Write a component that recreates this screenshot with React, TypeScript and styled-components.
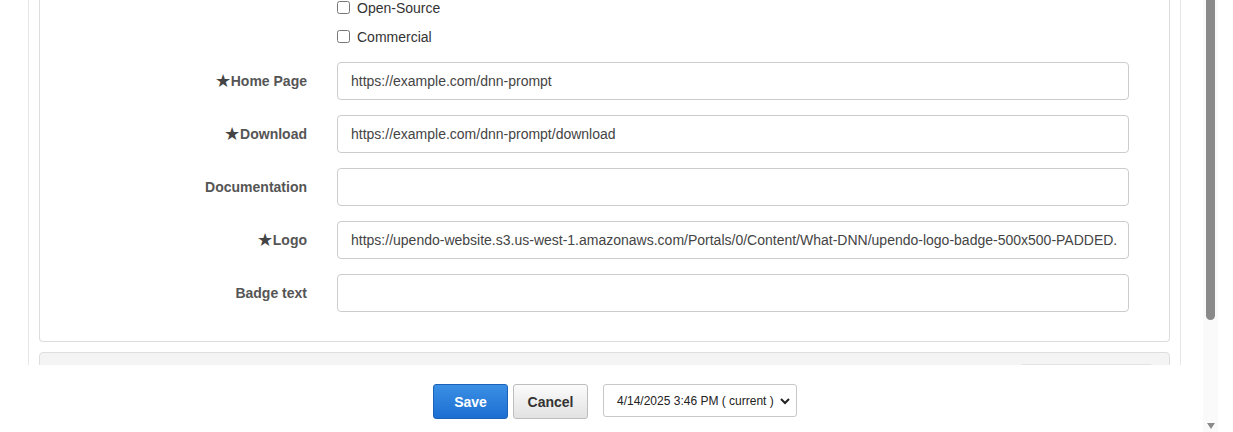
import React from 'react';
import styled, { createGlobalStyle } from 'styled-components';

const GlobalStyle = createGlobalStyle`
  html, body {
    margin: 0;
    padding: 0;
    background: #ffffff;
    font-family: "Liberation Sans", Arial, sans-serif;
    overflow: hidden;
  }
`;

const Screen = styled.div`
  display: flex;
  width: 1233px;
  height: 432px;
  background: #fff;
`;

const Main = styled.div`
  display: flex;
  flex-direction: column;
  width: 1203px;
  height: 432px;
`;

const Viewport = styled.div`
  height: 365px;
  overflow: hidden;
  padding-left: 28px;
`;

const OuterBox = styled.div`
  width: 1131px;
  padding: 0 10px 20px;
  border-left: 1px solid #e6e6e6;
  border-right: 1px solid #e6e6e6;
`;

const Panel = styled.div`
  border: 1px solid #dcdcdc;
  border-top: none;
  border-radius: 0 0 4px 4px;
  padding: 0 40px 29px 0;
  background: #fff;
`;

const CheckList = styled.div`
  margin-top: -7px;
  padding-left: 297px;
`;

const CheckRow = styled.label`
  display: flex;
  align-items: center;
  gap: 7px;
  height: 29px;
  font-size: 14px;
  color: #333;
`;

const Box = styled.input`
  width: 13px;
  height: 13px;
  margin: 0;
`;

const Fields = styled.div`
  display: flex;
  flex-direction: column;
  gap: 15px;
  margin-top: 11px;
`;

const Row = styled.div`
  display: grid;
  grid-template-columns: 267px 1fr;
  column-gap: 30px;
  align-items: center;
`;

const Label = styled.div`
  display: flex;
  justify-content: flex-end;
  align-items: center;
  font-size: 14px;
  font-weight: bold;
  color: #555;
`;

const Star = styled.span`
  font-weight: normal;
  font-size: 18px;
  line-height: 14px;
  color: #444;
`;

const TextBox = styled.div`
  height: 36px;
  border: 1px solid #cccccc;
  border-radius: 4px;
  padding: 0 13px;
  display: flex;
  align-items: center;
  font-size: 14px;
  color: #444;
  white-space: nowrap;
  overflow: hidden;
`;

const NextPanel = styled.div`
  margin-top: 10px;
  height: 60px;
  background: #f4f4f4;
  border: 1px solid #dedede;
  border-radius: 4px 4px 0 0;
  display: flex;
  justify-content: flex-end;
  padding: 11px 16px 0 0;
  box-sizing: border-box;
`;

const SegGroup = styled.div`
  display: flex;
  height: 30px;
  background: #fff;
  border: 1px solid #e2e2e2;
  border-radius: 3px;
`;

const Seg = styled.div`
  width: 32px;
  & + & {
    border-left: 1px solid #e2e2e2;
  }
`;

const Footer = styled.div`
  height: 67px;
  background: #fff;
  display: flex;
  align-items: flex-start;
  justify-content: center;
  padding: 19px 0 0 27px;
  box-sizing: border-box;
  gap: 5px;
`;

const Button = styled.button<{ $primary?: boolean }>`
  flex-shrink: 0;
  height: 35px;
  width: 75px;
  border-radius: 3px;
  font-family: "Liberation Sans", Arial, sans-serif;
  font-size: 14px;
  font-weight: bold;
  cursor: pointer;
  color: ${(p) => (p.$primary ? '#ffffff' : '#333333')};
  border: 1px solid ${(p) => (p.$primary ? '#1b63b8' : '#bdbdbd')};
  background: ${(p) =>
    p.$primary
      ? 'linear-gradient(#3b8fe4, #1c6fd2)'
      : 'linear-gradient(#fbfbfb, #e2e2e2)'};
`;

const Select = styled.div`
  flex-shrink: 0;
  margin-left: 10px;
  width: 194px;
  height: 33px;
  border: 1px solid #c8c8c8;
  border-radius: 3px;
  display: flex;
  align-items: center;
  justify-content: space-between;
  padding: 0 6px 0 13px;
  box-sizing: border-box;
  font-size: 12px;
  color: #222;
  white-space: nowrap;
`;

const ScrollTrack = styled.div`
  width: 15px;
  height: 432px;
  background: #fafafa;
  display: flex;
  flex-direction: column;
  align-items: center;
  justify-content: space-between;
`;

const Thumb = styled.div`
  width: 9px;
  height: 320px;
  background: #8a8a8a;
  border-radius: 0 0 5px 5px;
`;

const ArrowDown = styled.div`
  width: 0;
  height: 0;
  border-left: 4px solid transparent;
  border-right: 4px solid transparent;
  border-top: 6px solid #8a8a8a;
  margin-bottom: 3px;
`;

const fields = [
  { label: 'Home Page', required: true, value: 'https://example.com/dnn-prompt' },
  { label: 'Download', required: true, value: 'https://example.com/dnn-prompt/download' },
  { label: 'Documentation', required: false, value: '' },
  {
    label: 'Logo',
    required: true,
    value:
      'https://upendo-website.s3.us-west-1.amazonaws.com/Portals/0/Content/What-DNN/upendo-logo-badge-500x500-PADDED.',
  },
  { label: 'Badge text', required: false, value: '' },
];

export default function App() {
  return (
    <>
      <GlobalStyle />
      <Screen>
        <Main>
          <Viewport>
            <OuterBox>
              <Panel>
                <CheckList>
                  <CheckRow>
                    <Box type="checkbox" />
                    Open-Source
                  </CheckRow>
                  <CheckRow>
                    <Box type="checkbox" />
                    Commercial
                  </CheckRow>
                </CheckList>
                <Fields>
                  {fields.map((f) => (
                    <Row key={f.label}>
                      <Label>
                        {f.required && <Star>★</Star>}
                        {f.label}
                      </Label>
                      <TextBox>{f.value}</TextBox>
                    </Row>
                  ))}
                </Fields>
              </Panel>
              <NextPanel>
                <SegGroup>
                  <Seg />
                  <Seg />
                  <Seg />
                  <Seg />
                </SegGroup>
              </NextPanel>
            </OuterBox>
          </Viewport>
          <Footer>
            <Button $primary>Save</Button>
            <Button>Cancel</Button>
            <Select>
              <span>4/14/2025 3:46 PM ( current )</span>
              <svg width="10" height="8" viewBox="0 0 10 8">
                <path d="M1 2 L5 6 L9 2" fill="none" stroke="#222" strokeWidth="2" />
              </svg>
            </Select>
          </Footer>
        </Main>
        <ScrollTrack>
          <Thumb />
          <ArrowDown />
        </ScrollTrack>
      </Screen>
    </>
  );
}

#### Task description
Say how many lines in the listing above include "React". Give nothing but the number.

#### Response below
2